In adverse weather conditions such as heavy rain, fog, or winds exceeding force 6, operations must be halted. When wind speeds surpass force 7 or a severe typhoon warning is issued, position the drilling rig downwind, lower the mast to ground level, and reduce the power head to its lowest position. If feasible, disassemble the drill mast for optimal safety. During thunderstorms, personnel must remain away from the rig and install lightning rods as required.

8. Unauthorized personnel are strictly prohibited from entering the designated work radius. Only personnel and vehicles on-site may proceed under the direction of supervisors.

9. Maintain water head pressure within the borehole to ensure wall stability and prevent drilling accidents.

10. When lowering the lower protective sleeve, adjust the column angle to prevent collisions between the sleeve and components such as the power head tubing.

11. The drilling footage per pass should be determined based on depth measurement instruments, guided by drilling speed and drilling pressure torque, avoiding excessive or insufficient drilling. Overdrilling increases auxiliary time, while underdrilling results in reduced pass footage and decreased efficiency.

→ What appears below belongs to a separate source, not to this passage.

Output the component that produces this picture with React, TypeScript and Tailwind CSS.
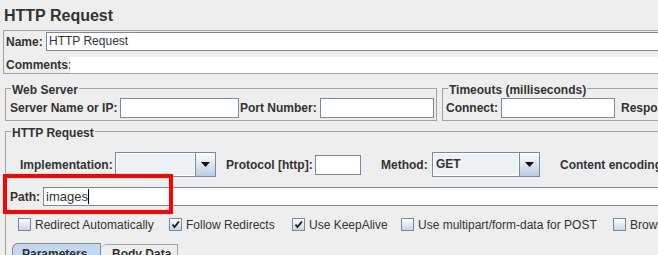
import type { ReactNode } from 'react'

function Field({ className, children }: { className: string; children?: ReactNode }) {
  return (
    <div className={`border border-[#7a8a99] bg-white pl-[2px] leading-[17px] ${className}`}>
      {children}
    </div>
  )
}

function Combo({ className, value }: { className: string; value?: string }) {
  return (
    <div className={`flex h-[25px] border border-[#7a8a99] bg-[#eef1f4] ${className}`}>
      <div className="flex-1 pl-[3px] leading-[23px] font-bold shadow-[inset_0_0_0_1px_#ffffff]">
        {value}
      </div>
      <div className="flex w-[20px] items-center justify-center border-l border-[#7a8a99] bg-linear-to-b from-white to-[#b9cde1]">
        <svg width="9" height="6" viewBox="0 0 9 6">
          <path d="M0 0 H9 L4.5 5 Z" fill="#111" />
        </svg>
      </div>
    </div>
  )
}

function Check({ className, label, checked }: { className: string; label: string; checked?: boolean }) {
  return (
    <div className={`flex items-center gap-[4px] ${className}`}>
      <div className="flex h-[13px] w-[13px] items-center justify-center border border-[#7a8a99] bg-linear-to-b from-white to-[#c6d5e5]">
        {checked && (
          <svg width="9" height="9" viewBox="0 0 9 9">
            <path d="M1.5 4.5 L3.5 7 L8 1.5" stroke="#1a1a1a" strokeWidth="1.8" fill="none" />
          </svg>
        )}
      </div>
      <span className="whitespace-nowrap leading-[14px]">{label}</span>
    </div>
  )
}

export default function App() {
  return (
    <div className="relative h-[255px] w-[658px] overflow-hidden bg-[#eeeeee] font-['Liberation_Sans',Arial,sans-serif] text-[12px] text-[#333333]">
      <div className="w-[900px]">
        <div className="h-[30px] pt-[6px] pl-[4px] text-[16px] leading-[20px] font-bold">HTTP Request</div>

        <div className="ml-[3px] border border-[#a3a3a3]">
          <div className="flex items-center pt-[1px]">
            <span className="w-[42px] pl-[2px] font-bold">Name:</span>
            <Field className="h-[19px] flex-1">HTTP Request</Field>
          </div>
          <div className="mt-[6px] flex items-center">
            <span className="w-[66px] pl-[2px] leading-[16px] font-bold">Comments:</span>
            <div className="h-[16px] flex-1 bg-white" />
          </div>
        </div>

        <div className="mt-[6px] flex items-start">
          <fieldset className="ml-[5px] w-[432px] border border-[#a3a3a3]">
            <legend className="ml-[5px] px-[1px] pt-[3px] leading-[14px] font-bold">Web Server</legend>
            <div className="mt-[1px] mb-[2px] flex items-center">
              <span className="w-[114px] pl-[4px] font-bold whitespace-nowrap">Server Name or IP:</span>
              <Field className="h-[20px] w-[119px]" />
              <span className="w-[81px] pl-[1px] font-bold whitespace-nowrap">Port Number:</span>
              <Field className="h-[20px] w-[114px]" />
            </div>
          </fieldset>
          <fieldset className="ml-[5px] w-[300px] border border-[#a3a3a3]">
            <legend className="ml-[5px] px-[1px] pt-[3px] leading-[14px] font-bold">Timeouts (milliseconds)</legend>
            <div className="mt-[1px] mb-[2px] flex items-center">
              <span className="w-[58px] pl-[3px] font-bold">Connect:</span>
              <Field className="h-[20px] w-[114px]" />
              <span className="pl-[6px] font-bold whitespace-nowrap">Response:</span>
              <Field className="ml-[4px] h-[20px] w-[114px]" />
            </div>
          </fieldset>
        </div>

        <fieldset className="mt-[2px] ml-[5px] border border-[#a3a3a3] pb-[20px]">
          <legend className="ml-[5px] px-[1px] pt-[3px] leading-[14px] font-bold">HTTP Request</legend>

          <div className="mt-[12px] flex items-center">
            <span className="w-[109px] pl-[14px] font-bold">Implementation:</span>
            <Combo className="w-[101px]" />
            <span className="w-[99px] pl-[10px] font-bold whitespace-nowrap">Protocol [http]:</span>
            <Field className="h-[20px] w-[46px]" />
            <span className="w-[71px] pl-[20px] font-bold">Method:</span>
            <Combo className="w-[108px]" value="GET" />
            <span className="pl-[20px] font-bold whitespace-nowrap">Content encoding:</span>
            <Field className="ml-[4px] h-[20px] w-[100px]" />
          </div>

          <div className="mt-[10px] flex items-center">
            <span className="w-[37px] pl-[4px] font-bold">Path:</span>
            <Field className="flex h-[19px] flex-1 items-center">
              <span className="text-[13px]">images</span>
              <span className="inline-block h-[15px] w-[1px] bg-black" />
            </Field>
          </div>

          <div className="mt-[12px] ml-[12px] flex h-[13px] items-center">
            <Check className="w-[151px]" label="Redirect Automatically" />
            <Check className="w-[123px]" label="Follow Redirects" checked />
            <Check className="w-[109px]" label="Use KeepAlive" checked />
            <Check className="w-[212px]" label="Use multipart/form-data for POST" />
            <Check className="w-[200px]" label="Browser-compatible headers" />
          </div>

          <div className="mt-[12px] ml-[6px] flex items-end">
            <div className="h-[20px] w-[89px] rounded-tl-[6px] border border-b-0 border-[#7a8a99] bg-[#c4d8ed] pt-[3px] pl-[9px] leading-[14px] font-bold">
              Parameters
            </div>
            <div className="h-[19px] w-[77px] rounded-tl-[6px] border border-b-0 border-l-0 border-[#a3a3a3] bg-[#eeeeee] pt-[2px] pl-[11px] leading-[14px] font-bold">
              Body Data
            </div>
          </div>
        </fieldset>
      </div>

      <div className="absolute top-[174px] left-[3px] h-[40px] w-[170px] border-[4px] border-[#ff0000]" />
    </div>
  )
}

Upon reaching the designed elevation, drilling shall cease immediately, followed by a slurry replacement procedure for hole cleaning. The method involves: after completing the final hole, the rig is operated directly. During cleaning, the drill bit is lifted 10-20 cm above the hole bottom, with the rotary table rotating to create a continuous slurry circulation while periodically rotating the drill string to enhance cleaning efficiency. The duration of a single cleaning cycle should not be fixed but determined by the sediment thickness at the hole bottom during the rig’s descent test and the slurry return ratio. The slurry’s initial density must be below 1.15, and the return slurry density below 1.30. The slurry should feel particle-free upon touch, with sediment thickness under 8 cm, indicating the cleaning is complete.